------ Records provided ------

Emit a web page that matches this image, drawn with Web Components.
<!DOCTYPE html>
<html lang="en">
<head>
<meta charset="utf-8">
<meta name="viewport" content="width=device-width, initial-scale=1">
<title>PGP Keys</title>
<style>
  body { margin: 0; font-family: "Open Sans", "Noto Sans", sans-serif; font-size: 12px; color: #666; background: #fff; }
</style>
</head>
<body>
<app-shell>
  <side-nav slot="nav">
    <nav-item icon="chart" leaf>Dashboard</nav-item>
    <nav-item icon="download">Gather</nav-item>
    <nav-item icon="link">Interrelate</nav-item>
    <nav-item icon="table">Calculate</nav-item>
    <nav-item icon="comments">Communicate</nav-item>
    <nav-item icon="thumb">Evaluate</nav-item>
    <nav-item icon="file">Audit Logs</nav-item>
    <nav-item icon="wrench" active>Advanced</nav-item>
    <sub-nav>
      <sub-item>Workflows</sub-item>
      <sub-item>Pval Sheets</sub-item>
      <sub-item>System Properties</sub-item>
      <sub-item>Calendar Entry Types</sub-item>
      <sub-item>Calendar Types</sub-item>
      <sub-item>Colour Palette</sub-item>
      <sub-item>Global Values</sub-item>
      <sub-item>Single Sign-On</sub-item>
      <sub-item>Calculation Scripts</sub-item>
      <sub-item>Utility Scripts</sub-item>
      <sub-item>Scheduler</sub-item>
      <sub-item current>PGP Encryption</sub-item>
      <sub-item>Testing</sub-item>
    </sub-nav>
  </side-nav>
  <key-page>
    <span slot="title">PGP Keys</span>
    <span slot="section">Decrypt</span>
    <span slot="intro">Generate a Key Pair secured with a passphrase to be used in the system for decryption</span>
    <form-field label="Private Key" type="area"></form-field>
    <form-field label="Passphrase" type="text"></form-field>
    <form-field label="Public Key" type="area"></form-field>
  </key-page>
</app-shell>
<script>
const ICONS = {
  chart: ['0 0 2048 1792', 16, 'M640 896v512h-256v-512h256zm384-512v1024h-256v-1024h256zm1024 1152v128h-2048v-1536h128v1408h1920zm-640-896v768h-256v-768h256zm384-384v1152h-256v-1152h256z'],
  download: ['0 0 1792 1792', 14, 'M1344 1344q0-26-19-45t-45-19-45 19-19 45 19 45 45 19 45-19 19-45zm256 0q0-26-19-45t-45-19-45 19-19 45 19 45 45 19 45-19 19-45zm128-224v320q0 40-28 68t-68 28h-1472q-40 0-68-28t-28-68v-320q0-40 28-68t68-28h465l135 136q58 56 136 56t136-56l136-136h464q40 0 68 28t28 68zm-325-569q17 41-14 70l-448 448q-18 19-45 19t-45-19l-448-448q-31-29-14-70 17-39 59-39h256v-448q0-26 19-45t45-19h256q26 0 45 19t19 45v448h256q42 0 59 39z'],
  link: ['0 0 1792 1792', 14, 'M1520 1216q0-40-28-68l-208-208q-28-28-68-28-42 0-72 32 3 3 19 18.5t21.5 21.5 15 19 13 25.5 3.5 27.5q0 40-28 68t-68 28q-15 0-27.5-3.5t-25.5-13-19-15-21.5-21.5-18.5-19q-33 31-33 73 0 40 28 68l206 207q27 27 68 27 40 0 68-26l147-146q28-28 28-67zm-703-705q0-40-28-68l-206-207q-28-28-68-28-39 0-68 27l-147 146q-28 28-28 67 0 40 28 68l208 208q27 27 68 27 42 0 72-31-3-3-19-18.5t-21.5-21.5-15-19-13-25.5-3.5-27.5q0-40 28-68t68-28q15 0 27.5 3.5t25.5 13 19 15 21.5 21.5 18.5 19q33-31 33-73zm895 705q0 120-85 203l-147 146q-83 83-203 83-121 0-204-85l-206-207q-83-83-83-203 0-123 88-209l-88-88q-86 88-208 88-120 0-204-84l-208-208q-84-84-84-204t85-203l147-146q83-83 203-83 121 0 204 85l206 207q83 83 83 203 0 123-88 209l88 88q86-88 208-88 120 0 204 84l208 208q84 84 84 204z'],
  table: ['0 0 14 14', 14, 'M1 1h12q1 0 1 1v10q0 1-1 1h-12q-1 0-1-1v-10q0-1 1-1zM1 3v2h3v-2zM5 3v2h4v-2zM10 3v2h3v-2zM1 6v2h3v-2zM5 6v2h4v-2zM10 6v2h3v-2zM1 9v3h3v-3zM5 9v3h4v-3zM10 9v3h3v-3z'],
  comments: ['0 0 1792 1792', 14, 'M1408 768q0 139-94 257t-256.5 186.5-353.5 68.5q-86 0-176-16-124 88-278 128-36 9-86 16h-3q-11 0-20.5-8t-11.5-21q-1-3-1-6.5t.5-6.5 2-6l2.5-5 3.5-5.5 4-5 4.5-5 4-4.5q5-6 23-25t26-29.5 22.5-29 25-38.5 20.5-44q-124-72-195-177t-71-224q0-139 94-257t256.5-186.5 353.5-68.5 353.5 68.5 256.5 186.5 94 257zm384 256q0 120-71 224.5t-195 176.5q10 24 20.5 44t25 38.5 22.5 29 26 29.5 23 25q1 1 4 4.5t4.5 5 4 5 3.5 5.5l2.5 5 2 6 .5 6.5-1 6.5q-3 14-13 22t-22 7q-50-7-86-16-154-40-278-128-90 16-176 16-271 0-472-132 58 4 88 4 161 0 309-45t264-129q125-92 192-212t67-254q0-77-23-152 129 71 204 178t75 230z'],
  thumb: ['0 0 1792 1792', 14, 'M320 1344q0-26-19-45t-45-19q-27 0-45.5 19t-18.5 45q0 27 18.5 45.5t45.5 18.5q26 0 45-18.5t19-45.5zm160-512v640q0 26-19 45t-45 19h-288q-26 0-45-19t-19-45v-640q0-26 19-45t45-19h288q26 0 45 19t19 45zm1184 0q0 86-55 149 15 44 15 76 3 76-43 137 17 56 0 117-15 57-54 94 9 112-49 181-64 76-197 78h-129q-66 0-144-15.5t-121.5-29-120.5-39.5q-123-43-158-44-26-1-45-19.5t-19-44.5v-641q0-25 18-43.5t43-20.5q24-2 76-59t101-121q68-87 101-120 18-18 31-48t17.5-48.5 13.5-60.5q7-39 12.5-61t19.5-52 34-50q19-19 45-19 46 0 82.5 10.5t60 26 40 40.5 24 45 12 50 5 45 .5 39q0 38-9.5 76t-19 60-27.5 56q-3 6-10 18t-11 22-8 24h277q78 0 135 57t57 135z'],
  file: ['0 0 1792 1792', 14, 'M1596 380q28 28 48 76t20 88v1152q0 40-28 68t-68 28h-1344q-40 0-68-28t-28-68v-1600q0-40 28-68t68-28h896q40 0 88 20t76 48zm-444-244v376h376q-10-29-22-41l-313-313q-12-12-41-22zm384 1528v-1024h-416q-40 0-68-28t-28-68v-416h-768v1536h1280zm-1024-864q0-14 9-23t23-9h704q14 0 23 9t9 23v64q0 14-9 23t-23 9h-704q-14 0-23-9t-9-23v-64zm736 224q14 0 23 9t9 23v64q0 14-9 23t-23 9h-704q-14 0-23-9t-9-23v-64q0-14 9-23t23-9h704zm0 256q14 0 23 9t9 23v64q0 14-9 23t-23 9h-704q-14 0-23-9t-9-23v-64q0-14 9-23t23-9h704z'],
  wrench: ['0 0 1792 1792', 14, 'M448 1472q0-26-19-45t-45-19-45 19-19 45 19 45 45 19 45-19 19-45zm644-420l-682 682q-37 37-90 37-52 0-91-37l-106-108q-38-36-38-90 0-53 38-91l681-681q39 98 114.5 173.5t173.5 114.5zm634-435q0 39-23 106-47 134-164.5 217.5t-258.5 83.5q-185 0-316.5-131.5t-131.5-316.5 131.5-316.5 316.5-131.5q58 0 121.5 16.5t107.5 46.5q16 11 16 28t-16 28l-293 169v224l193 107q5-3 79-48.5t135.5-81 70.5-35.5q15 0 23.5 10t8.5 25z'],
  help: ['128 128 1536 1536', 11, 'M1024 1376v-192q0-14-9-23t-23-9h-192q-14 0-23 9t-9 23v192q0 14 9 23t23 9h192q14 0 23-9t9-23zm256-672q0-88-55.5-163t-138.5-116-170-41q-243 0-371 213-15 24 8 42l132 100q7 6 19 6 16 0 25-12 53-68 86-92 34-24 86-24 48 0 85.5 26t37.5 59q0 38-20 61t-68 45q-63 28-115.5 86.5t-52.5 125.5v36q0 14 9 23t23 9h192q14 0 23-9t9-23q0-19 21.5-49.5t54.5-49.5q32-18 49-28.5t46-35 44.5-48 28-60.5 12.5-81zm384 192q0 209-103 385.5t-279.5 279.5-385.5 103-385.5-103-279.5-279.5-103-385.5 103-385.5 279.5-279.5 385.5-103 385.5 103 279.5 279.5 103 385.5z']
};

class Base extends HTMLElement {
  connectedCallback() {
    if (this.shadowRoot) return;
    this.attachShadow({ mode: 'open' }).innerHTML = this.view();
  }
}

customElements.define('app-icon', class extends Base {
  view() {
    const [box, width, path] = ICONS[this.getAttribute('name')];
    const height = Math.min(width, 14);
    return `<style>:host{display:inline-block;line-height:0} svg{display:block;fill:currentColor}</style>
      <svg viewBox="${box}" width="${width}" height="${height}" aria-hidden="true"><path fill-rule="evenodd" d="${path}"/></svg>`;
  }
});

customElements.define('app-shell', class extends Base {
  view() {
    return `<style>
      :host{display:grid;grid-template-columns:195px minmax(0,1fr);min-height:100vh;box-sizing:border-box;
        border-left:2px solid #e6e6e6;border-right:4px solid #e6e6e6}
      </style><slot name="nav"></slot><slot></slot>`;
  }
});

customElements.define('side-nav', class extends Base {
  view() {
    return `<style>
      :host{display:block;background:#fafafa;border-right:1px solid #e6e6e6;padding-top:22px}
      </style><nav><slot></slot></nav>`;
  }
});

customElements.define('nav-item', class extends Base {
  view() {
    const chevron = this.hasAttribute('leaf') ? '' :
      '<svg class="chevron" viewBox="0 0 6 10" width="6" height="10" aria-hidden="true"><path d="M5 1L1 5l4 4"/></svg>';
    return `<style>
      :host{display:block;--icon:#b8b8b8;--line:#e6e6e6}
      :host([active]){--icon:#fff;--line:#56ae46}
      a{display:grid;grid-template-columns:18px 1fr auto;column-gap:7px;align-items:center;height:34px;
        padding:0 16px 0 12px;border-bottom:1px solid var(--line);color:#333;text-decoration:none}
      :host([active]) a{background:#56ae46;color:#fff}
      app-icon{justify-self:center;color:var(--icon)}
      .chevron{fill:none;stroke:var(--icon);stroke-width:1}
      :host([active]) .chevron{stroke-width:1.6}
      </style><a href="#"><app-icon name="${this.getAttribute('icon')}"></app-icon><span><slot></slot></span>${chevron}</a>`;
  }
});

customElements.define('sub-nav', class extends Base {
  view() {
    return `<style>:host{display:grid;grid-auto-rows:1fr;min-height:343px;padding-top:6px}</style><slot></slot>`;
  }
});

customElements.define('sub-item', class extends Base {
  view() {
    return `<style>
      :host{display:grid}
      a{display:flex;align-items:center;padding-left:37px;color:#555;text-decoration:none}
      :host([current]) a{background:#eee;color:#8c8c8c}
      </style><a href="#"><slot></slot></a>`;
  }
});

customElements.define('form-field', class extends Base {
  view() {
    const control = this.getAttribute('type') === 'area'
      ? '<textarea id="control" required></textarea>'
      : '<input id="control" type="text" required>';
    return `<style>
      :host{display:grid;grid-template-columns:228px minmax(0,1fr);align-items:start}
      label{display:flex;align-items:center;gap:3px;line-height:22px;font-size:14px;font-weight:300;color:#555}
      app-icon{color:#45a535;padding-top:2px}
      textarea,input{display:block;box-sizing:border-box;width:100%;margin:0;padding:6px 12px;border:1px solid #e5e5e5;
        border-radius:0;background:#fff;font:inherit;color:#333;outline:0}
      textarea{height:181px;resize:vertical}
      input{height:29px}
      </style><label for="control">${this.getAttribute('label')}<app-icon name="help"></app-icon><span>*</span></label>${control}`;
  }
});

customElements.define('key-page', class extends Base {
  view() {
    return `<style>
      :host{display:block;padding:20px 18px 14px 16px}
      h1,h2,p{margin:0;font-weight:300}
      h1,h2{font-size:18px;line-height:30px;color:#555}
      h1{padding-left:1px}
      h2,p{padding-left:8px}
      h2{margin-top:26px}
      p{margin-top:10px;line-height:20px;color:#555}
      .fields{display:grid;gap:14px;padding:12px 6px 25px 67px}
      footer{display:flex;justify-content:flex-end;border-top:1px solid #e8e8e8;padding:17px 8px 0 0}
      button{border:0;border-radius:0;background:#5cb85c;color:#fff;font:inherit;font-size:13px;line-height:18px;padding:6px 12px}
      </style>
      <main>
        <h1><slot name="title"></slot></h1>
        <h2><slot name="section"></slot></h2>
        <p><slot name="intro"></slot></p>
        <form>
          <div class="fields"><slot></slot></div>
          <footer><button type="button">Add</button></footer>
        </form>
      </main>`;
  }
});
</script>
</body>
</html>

------
------ Records provided ------

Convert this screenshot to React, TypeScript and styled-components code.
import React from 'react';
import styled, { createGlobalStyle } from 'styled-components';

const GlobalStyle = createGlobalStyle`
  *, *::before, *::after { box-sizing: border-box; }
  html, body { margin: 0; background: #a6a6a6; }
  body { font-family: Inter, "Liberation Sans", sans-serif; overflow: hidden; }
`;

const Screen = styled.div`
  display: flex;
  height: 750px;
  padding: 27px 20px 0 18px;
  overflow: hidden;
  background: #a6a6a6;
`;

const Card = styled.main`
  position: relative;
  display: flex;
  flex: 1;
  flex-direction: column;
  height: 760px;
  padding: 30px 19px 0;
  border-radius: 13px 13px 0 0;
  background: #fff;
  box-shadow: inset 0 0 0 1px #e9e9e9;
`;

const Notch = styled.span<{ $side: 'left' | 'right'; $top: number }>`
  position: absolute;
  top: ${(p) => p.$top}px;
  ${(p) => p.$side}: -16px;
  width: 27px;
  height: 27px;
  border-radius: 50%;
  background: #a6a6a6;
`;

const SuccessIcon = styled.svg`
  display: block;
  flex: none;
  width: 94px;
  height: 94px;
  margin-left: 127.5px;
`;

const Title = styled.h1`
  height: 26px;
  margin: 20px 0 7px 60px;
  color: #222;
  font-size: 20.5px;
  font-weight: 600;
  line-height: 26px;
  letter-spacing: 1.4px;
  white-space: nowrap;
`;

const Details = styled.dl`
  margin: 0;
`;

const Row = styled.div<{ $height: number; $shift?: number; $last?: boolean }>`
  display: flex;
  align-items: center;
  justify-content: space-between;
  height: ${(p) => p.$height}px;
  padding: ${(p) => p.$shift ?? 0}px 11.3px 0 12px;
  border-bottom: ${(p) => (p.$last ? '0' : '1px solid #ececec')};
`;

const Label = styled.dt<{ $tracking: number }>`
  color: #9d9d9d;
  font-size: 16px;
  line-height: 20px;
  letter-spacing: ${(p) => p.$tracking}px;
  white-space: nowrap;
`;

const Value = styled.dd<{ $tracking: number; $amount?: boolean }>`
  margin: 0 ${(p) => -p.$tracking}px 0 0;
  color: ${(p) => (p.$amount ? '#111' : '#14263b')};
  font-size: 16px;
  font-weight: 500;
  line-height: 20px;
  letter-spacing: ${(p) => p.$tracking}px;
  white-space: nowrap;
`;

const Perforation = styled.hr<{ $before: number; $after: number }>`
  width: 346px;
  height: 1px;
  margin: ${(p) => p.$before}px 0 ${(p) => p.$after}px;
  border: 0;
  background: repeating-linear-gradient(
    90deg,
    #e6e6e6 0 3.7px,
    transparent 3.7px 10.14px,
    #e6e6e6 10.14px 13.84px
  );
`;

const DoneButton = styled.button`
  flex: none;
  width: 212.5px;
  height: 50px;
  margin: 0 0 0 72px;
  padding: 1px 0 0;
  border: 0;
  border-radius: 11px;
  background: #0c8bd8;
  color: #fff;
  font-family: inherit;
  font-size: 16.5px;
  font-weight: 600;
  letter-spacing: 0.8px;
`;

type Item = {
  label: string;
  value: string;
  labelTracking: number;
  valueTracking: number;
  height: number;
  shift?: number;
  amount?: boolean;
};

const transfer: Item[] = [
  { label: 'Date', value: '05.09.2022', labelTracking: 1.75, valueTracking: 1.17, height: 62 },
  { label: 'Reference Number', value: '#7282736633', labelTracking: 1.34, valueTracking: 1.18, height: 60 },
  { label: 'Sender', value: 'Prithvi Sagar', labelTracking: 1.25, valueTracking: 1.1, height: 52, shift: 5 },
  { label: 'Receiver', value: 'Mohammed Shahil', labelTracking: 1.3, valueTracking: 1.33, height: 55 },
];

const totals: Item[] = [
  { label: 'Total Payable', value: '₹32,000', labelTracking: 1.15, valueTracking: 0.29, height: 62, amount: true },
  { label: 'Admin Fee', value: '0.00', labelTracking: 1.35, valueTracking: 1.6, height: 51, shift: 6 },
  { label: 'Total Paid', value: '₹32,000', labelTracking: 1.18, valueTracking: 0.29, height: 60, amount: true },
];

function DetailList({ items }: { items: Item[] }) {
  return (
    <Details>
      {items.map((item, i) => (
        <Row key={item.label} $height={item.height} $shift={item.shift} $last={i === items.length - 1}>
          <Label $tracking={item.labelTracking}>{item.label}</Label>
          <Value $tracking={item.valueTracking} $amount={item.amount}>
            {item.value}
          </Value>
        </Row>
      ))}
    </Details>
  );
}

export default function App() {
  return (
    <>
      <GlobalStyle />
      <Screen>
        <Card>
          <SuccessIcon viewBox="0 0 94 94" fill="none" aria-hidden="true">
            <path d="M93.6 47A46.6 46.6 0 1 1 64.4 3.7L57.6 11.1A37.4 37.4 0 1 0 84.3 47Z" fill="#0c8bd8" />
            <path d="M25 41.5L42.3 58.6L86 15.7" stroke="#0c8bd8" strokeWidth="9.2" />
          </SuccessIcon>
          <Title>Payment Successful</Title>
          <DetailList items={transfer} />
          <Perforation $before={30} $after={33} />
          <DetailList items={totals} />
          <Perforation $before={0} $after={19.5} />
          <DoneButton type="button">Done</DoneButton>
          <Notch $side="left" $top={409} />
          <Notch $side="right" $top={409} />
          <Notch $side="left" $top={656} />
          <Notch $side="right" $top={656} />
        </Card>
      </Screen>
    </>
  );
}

------
------ Records provided ------

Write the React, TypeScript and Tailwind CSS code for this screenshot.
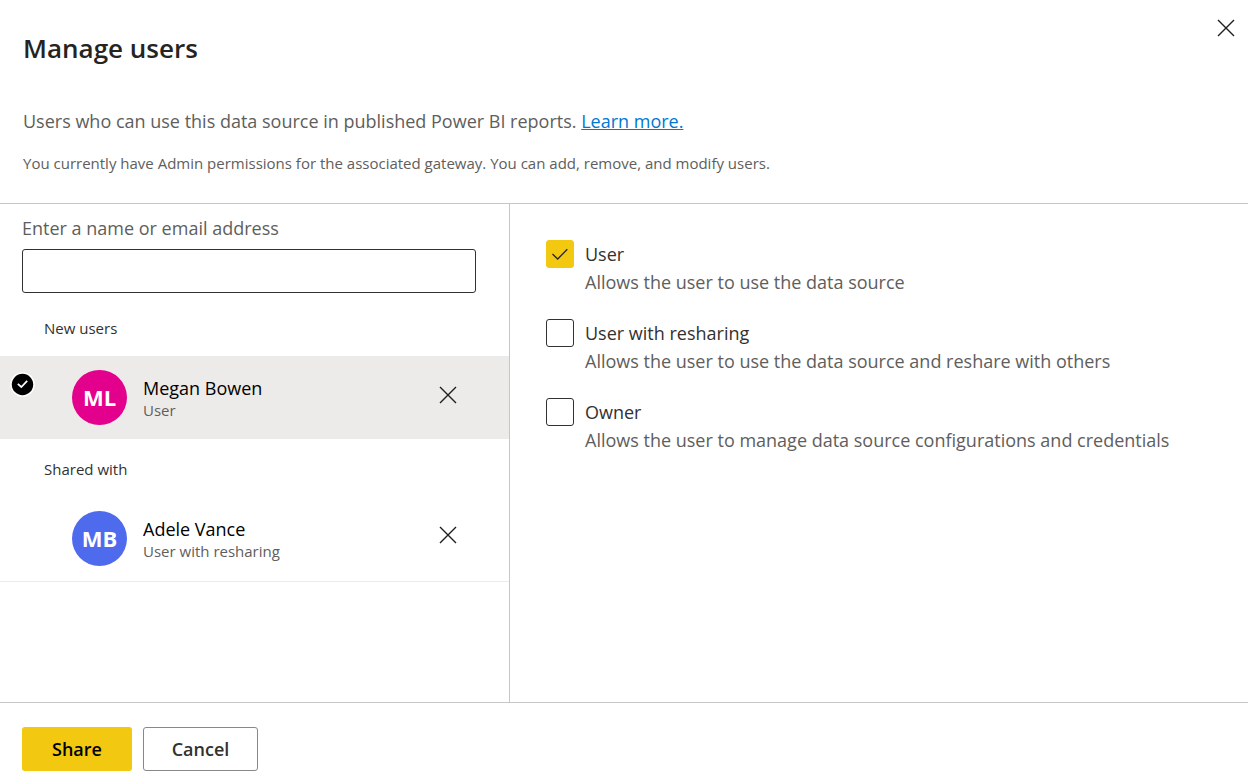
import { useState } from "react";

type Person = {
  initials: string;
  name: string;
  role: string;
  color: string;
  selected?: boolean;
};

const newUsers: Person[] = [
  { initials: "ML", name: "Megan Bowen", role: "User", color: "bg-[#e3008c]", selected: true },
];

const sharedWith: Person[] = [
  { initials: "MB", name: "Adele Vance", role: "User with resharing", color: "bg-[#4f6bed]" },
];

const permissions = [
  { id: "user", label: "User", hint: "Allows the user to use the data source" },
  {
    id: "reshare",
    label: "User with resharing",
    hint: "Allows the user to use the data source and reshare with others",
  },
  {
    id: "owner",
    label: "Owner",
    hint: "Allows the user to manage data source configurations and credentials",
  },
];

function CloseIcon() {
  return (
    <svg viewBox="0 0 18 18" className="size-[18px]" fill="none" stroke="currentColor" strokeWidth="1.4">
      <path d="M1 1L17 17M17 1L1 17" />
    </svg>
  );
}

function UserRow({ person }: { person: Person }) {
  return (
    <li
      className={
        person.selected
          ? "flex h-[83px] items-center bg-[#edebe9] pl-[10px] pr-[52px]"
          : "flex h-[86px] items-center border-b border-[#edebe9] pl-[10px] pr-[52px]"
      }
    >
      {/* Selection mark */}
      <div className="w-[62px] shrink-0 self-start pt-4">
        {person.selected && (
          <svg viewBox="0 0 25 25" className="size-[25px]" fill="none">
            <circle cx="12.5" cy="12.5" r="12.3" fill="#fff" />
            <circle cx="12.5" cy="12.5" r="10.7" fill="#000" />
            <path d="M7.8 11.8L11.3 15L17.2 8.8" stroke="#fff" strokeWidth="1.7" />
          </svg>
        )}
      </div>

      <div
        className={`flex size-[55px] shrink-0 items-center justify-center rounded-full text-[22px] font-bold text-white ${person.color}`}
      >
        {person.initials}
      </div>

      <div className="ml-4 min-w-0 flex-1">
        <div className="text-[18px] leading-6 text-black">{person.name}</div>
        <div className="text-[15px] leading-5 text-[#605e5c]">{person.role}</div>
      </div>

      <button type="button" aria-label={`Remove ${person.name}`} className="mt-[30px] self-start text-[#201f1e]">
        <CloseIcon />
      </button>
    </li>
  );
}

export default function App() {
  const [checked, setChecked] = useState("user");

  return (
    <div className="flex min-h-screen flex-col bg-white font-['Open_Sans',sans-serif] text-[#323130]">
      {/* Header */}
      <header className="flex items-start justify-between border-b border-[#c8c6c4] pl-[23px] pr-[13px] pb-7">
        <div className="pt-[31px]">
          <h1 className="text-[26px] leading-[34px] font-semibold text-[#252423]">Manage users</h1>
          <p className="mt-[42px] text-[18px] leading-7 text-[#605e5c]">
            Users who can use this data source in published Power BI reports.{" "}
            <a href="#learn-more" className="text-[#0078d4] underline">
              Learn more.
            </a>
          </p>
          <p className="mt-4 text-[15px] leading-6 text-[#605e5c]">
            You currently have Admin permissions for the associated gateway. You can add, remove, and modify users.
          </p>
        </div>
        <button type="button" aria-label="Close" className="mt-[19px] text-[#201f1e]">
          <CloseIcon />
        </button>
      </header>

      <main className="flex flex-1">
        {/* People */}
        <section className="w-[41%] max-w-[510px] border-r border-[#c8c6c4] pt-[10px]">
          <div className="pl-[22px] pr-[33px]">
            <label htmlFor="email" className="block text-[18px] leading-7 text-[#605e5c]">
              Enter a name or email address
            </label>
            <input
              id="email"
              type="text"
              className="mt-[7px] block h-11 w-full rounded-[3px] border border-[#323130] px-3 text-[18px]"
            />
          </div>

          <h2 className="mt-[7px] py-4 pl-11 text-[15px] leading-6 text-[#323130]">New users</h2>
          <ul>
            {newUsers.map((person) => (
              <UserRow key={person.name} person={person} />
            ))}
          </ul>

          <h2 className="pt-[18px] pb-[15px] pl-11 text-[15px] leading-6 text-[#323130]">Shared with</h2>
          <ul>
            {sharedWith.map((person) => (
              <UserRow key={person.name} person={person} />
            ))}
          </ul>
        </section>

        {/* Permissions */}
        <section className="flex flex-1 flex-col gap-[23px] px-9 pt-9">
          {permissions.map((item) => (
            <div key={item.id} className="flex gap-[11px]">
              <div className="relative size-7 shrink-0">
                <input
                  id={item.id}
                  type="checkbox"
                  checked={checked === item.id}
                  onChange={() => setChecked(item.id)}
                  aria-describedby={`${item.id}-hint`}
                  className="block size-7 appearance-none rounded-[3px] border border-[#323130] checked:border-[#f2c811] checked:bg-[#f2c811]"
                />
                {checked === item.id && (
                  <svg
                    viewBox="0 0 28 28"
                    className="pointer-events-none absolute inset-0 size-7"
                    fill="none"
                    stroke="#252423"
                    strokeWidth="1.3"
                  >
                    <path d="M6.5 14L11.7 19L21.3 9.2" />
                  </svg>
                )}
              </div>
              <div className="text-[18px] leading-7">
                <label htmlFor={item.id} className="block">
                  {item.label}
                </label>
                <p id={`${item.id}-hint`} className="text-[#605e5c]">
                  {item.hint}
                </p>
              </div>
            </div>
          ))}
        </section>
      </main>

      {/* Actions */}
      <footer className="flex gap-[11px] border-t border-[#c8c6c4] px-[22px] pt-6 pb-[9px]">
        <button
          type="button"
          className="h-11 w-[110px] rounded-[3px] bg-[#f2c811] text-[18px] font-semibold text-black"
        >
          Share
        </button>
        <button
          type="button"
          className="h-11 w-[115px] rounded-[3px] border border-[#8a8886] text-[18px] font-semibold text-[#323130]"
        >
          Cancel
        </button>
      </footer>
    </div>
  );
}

------

Locate all lines that include the word "code" and copy them out.

• Correct answer:
Convert this screenshot to React, TypeScript and styled-components code.
Write the React, TypeScript and Tailwind CSS code for this screenshot.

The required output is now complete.